- _BRIEF_
Can you output the material exactly as written, minus any pictures it holds?
* Begin DATASET CONTENT *
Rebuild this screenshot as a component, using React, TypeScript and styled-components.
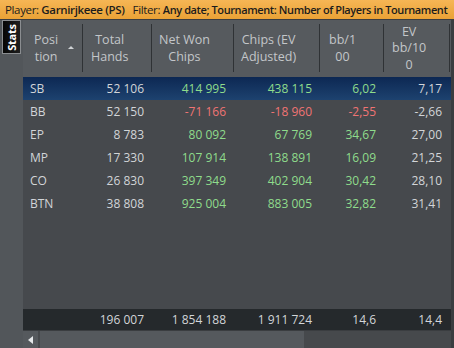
import styled, { createGlobalStyle } from 'styled-components'

const GlobalStyle = createGlobalStyle`
  html, body { margin: 0; padding: 0; background: #46494d; }
  body { font-family: 'Open Sans', 'Noto Sans', sans-serif; }
`

type Tone = 'pos' | 'neg' | 'plain'

const toneColor: Record<Tone, string> = {
  pos: '#8fdc8c',
  neg: '#f07474',
  plain: '#d2d5d8',
}

const columns = [
  { key: 'pos', lines: ['Posi', 'tion'], width: 60, padLeft: 11, sorted: true },
  { key: 'hands', lines: ['Total', 'Hands'], width: 69, padLeft: 8 },
  { key: 'net', lines: ['Net Won', 'Chips'], width: 82, padLeft: 7 },
  { key: 'ev', lines: ['Chips (EV', 'Adjusted)'], width: 86, padLeft: 7 },
  { key: 'bb', lines: ['bb/1', '00'], width: 64, padLeft: 9 },
  { key: 'evbb', lines: ['EV', 'bb/10', '0'], width: 66, padLeft: 8 },
]

const gridCols = columns.map((c) => `${c.width}px`).join(' ')

type Cell = [string, Tone]

const rows: { pos: string; selected?: boolean; cells: Cell[] }[] = [
  { pos: 'SB', selected: true, cells: [['52 106', 'plain'], ['414 995', 'pos'], ['438 115', 'pos'], ['6,02', 'pos'], ['7,17', 'plain']] },
  { pos: 'BB', cells: [['52 150', 'plain'], ['-71 166', 'neg'], ['-18 960', 'neg'], ['-2,55', 'neg'], ['-2,66', 'plain']] },
  { pos: 'EP', cells: [['8 783', 'plain'], ['80 092', 'pos'], ['67 769', 'pos'], ['34,67', 'pos'], ['27,00', 'plain']] },
  { pos: 'MP', cells: [['17 330', 'plain'], ['107 914', 'pos'], ['138 891', 'pos'], ['16,09', 'pos'], ['21,25', 'plain']] },
  { pos: 'CO', cells: [['26 830', 'plain'], ['397 349', 'pos'], ['402 904', 'pos'], ['30,42', 'pos'], ['28,10', 'plain']] },
  { pos: 'BTN', cells: [['38 808', 'plain'], ['925 004', 'pos'], ['883 005', 'pos'], ['32,82', 'pos'], ['31,41', 'plain']] },
]

const totals = ['196 007', '1 854 188', '1 911 724', '14,6', '14,4']

const Window = styled.div`
  width: 454px;
  height: 348px;
  display: flex;
  flex-direction: column;
  overflow: hidden;
  background: #46494d;
  font-size: 12px;
`

const TopBar = styled.div`
  height: 19px;
  flex: none;
  display: flex;
  align-items: center;
  gap: 8px;
  padding-left: 5px;
  background: linear-gradient(#f6b655, #eaa236);
  color: #1c1c1c;
  font-size: 11.5px;
  letter-spacing: -0.35px;
  white-space: nowrap;
  overflow: hidden;
`

const Label = styled.span<{ $tight?: boolean }>`
  font-weight: 400;
  b {
    font-weight: 600;
    font-size: ${(p) => (p.$tight ? '11px' : 'inherit')};
    letter-spacing: ${(p) => (p.$tight ? '-0.4px' : 'inherit')};
  }
`

const Body = styled.div`
  flex: 1;
  display: flex;
  min-height: 0;
  border-top: 1px solid #3b3e42;
`

const Sidebar = styled.div`
  width: 23px;
  flex: none;
  background: #52565a;
  padding: 0 0 0 2px;
  box-sizing: border-box;
`

const StatsTab = styled.div`
  width: 19px;
  height: 34px;
  box-sizing: border-box;
  border: 1px solid #8a8d90;
  background: linear-gradient(90deg, #050505, #1e1e1e);
  display: flex;
  align-items: center;
  justify-content: center;
`

const StatsText = styled.span`
  transform: rotate(-90deg);
  color: #ffffff;
  font-weight: 700;
  font-size: 11px;
  letter-spacing: -0.2px;
`

const Table = styled.div`
  flex: 1;
  display: flex;
  flex-direction: column;
  min-width: 0;
  border-right: 3px solid #3a3d40;
`

const HeaderRow = styled.div`
  height: 57px;
  flex: none;
  display: grid;
  grid-template-columns: ${gridCols};
  background: #565a5e;
`

const HeaderCell = styled.div<{ $padLeft: number }>`
  position: relative;
  display: flex;
  align-items: center;
  gap: 10px;
  padding-left: ${(p) => p.$padLeft}px;

  &::after {
    content: '';
    position: absolute;
    right: 0;
    top: 4px;
    bottom: 5px;
    width: 1px;
    background: #2f3235;
  }
`

const HeaderText = styled.div`
  text-align: center;
  font-size: 12.5px;
  line-height: 16.5px;
  color: #c3c6c9;
`

const SortArrow = styled.span`
  width: 0;
  height: 0;
  border-left: 3px solid transparent;
  border-right: 3px solid transparent;
  border-bottom: 3px solid #d0d3d6;
  margin-top: -2px;
`

const Row = styled.div<{ $selected?: boolean }>`
  height: 23px;
  flex: none;
  display: grid;
  grid-template-columns: ${gridCols};
  align-items: center;
  background: ${(p) => (p.$selected ? 'linear-gradient(#0d2853, #1d426f)' : 'transparent')};
`

const PosCell = styled.div`
  padding-left: 7px;
  color: #d2d5d8;
`

const NumCell = styled.div<{ $tone: Tone }>`
  text-align: right;
  padding-right: 8px;
  color: ${(p) => toneColor[p.$tone]};
  white-space: nowrap;
`

const Filler = styled.div`
  flex: 1;
  background: #46494d;
`

const TotalsRow = styled(Row)`
  height: 21px;
  background: #25292c;
`

const Scrollbar = styled.div`
  height: 18px;
  flex: none;
  display: flex;
  gap: 2px;
  background: #46494c;
  border-top: 1px solid #3a3d40;
  box-sizing: border-box;
`

const ArrowButton = styled.div`
  width: 15px;
  display: flex;
  align-items: center;
  justify-content: center;
  background: #55595d;

  &::before {
    content: '';
    border-top: 4px solid transparent;
    border-bottom: 4px solid transparent;
    border-right: 5px solid #e6e8ea;
  }
`

const Thumb = styled.div`
  width: 264px;
  background: #55595d;
`

export default function App() {
  return (
    <>
      <GlobalStyle />
      <Window>
        <TopBar>
          <Label>
            Player: <b>Garnirjkeee (PS)</b>
          </Label>
          <Label $tight>
            Filter: <b>Any date; Tournament: Number of Players in Tournament</b>
          </Label>
        </TopBar>
        <Body>
          <Sidebar>
            <StatsTab>
              <StatsText>Stats</StatsText>
            </StatsTab>
          </Sidebar>
          <Table>
            <HeaderRow>
              {columns.map((c) => (
                <HeaderCell key={c.key} $padLeft={c.padLeft}>
                  <HeaderText>
                    {c.lines.map((l) => (
                      <div key={l}>{l}</div>
                    ))}
                  </HeaderText>
                  {c.sorted && <SortArrow />}
                </HeaderCell>
              ))}
            </HeaderRow>
            {rows.map((r) => (
              <Row key={r.pos} $selected={r.selected}>
                <PosCell>{r.pos}</PosCell>
                {r.cells.map(([v, tone], i) => (
                  <NumCell key={i} $tone={tone}>
                    {v}
                  </NumCell>
                ))}
              </Row>
            ))}
            <Filler />
            <TotalsRow>
              <PosCell />
              {totals.map((v, i) => (
                <NumCell key={i} $tone="plain">
                  {v}
                </NumCell>
              ))}
            </TotalsRow>
            <Scrollbar>
              <ArrowButton />
              <Thumb />
            </Scrollbar>
          </Table>
        </Body>
      </Window>
    </>
  )
}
* End DATASET CONTENT *
- _RESULT OF THE TASK_
Rebuild this screenshot as a component, using React, TypeScript and styled-components.
import styled, { createGlobalStyle } from 'styled-components'

const GlobalStyle = createGlobalStyle`
  html, body { margin: 0; padding: 0; background: #46494d; }
  body { font-family: 'Open Sans', 'Noto Sans', sans-serif; }
`

type Tone = 'pos' | 'neg' | 'plain'

const toneColor: Record<Tone, string> = {
  pos: '#8fdc8c',
  neg: '#f07474',
  plain: '#d2d5d8',
}

const columns = [
  { key: 'pos', lines: ['Posi', 'tion'], width: 60, padLeft: 11, sorted: true },
  { key: 'hands', lines: ['Total', 'Hands'], width: 69, padLeft: 8 },
  { key: 'net', lines: ['Net Won', 'Chips'], width: 82, padLeft: 7 },
  { key: 'ev', lines: ['Chips (EV', 'Adjusted)'], width: 86, padLeft: 7 },
  { key: 'bb', lines: ['bb/1', '00'], width: 64, padLeft: 9 },
  { key: 'evbb', lines: ['EV', 'bb/10', '0'], width: 66, padLeft: 8 },
]

const gridCols = columns.map((c) => `${c.width}px`).join(' ')

type Cell = [string, Tone]

const rows: { pos: string; selected?: boolean; cells: Cell[] }[] = [
  { pos: 'SB', selected: true, cells: [['52 106', 'plain'], ['414 995', 'pos'], ['438 115', 'pos'], ['6,02', 'pos'], ['7,17', 'plain']] },
  { pos: 'BB', cells: [['52 150', 'plain'], ['-71 166', 'neg'], ['-18 960', 'neg'], ['-2,55', 'neg'], ['-2,66', 'plain']] },
  { pos: 'EP', cells: [['8 783', 'plain'], ['80 092', 'pos'], ['67 769', 'pos'], ['34,67', 'pos'], ['27,00', 'plain']] },
  { pos: 'MP', cells: [['17 330', 'plain'], ['107 914', 'pos'], ['138 891', 'pos'], ['16,09', 'pos'], ['21,25', 'plain']] },
  { pos: 'CO', cells: [['26 830', 'plain'], ['397 349', 'pos'], ['402 904', 'pos'], ['30,42', 'pos'], ['28,10', 'plain']] },
  { pos: 'BTN', cells: [['38 808', 'plain'], ['925 004', 'pos'], ['883 005', 'pos'], ['32,82', 'pos'], ['31,41', 'plain']] },
]

const totals = ['196 007', '1 854 188', '1 911 724', '14,6', '14,4']

const Window = styled.div`
  width: 454px;
  height: 348px;
  display: flex;
  flex-direction: column;
  overflow: hidden;
  background: #46494d;
  font-size: 12px;
`

const TopBar = styled.div`
  height: 19px;
  flex: none;
  display: flex;
  align-items: center;
  gap: 8px;
  padding-left: 5px;
  background: linear-gradient(#f6b655, #eaa236);
  color: #1c1c1c;
  font-size: 11.5px;
  letter-spacing: -0.35px;
  white-space: nowrap;
  overflow: hidden;
`

const Label = styled.span<{ $tight?: boolean }>`
  font-weight: 400;
  b {
    font-weight: 600;
    font-size: ${(p) => (p.$tight ? '11px' : 'inherit')};
    letter-spacing: ${(p) => (p.$tight ? '-0.4px' : 'inherit')};
  }
`

const Body = styled.div`
  flex: 1;
  display: flex;
  min-height: 0;
  border-top: 1px solid #3b3e42;
`

const Sidebar = styled.div`
  width: 23px;
  flex: none;
  background: #52565a;
  padding: 0 0 0 2px;
  box-sizing: border-box;
`

const StatsTab = styled.div`
  width: 19px;
  height: 34px;
  box-sizing: border-box;
  border: 1px solid #8a8d90;
  background: linear-gradient(90deg, #050505, #1e1e1e);
  display: flex;
  align-items: center;
  justify-content: center;
`

const StatsText = styled.span`
  transform: rotate(-90deg);
  color: #ffffff;
  font-weight: 700;
  font-size: 11px;
  letter-spacing: -0.2px;
`

const Table = styled.div`
  flex: 1;
  display: flex;
  flex-direction: column;
  min-width: 0;
  border-right: 3px solid #3a3d40;
`

const HeaderRow = styled.div`
  height: 57px;
  flex: none;
  display: grid;
  grid-template-columns: ${gridCols};
  background: #565a5e;
`

const HeaderCell = styled.div<{ $padLeft: number }>`
  position: relative;
  display: flex;
  align-items: center;
  gap: 10px;
  padding-left: ${(p) => p.$padLeft}px;

  &::after {
    content: '';
    position: absolute;
    right: 0;
    top: 4px;
    bottom: 5px;
    width: 1px;
    background: #2f3235;
  }
`

const HeaderText = styled.div`
  text-align: center;
  font-size: 12.5px;
  line-height: 16.5px;
  color: #c3c6c9;
`

const SortArrow = styled.span`
  width: 0;
  height: 0;
  border-left: 3px solid transparent;
  border-right: 3px solid transparent;
  border-bottom: 3px solid #d0d3d6;
  margin-top: -2px;
`

const Row = styled.div<{ $selected?: boolean }>`
  height: 23px;
  flex: none;
  display: grid;
  grid-template-columns: ${gridCols};
  align-items: center;
  background: ${(p) => (p.$selected ? 'linear-gradient(#0d2853, #1d426f)' : 'transparent')};
`

const PosCell = styled.div`
  padding-left: 7px;
  color: #d2d5d8;
`

const NumCell = styled.div<{ $tone: Tone }>`
  text-align: right;
  padding-right: 8px;
  color: ${(p) => toneColor[p.$tone]};
  white-space: nowrap;
`

const Filler = styled.div`
  flex: 1;
  background: #46494d;
`

const TotalsRow = styled(Row)`
  height: 21px;
  background: #25292c;
`

const Scrollbar = styled.div`
  height: 18px;
  flex: none;
  display: flex;
  gap: 2px;
  background: #46494c;
  border-top: 1px solid #3a3d40;
  box-sizing: border-box;
`

const ArrowButton = styled.div`
  width: 15px;
  display: flex;
  align-items: center;
  justify-content: center;
  background: #55595d;

  &::before {
    content: '';
    border-top: 4px solid transparent;
    border-bottom: 4px solid transparent;
    border-right: 5px solid #e6e8ea;
  }
`

const Thumb = styled.div`
  width: 264px;
  background: #55595d;
`

export default function App() {
  return (
    <>
      <GlobalStyle />
      <Window>
        <TopBar>
          <Label>
            Player: <b>Garnirjkeee (PS)</b>
          </Label>
          <Label $tight>
            Filter: <b>Any date; Tournament: Number of Players in Tournament</b>
          </Label>
        </TopBar>
        <Body>
          <Sidebar>
            <StatsTab>
              <StatsText>Stats</StatsText>
            </StatsTab>
          </Sidebar>
          <Table>
            <HeaderRow>
              {columns.map((c) => (
                <HeaderCell key={c.key} $padLeft={c.padLeft}>
                  <HeaderText>
                    {c.lines.map((l) => (
                      <div key={l}>{l}</div>
                    ))}
                  </HeaderText>
                  {c.sorted && <SortArrow />}
                </HeaderCell>
              ))}
            </HeaderRow>
            {rows.map((r) => (
              <Row key={r.pos} $selected={r.selected}>
                <PosCell>{r.pos}</PosCell>
                {r.cells.map(([v, tone], i) => (
                  <NumCell key={i} $tone={tone}>
                    {v}
                  </NumCell>
                ))}
              </Row>
            ))}
            <Filler />
            <TotalsRow>
              <PosCell />
              {totals.map((v, i) => (
                <NumCell key={i} $tone="plain">
                  {v}
                </NumCell>
              ))}
            </TotalsRow>
            <Scrollbar>
              <ArrowButton />
              <Thumb />
            </Scrollbar>
          </Table>
        </Body>
      </Window>
    </>
  )
}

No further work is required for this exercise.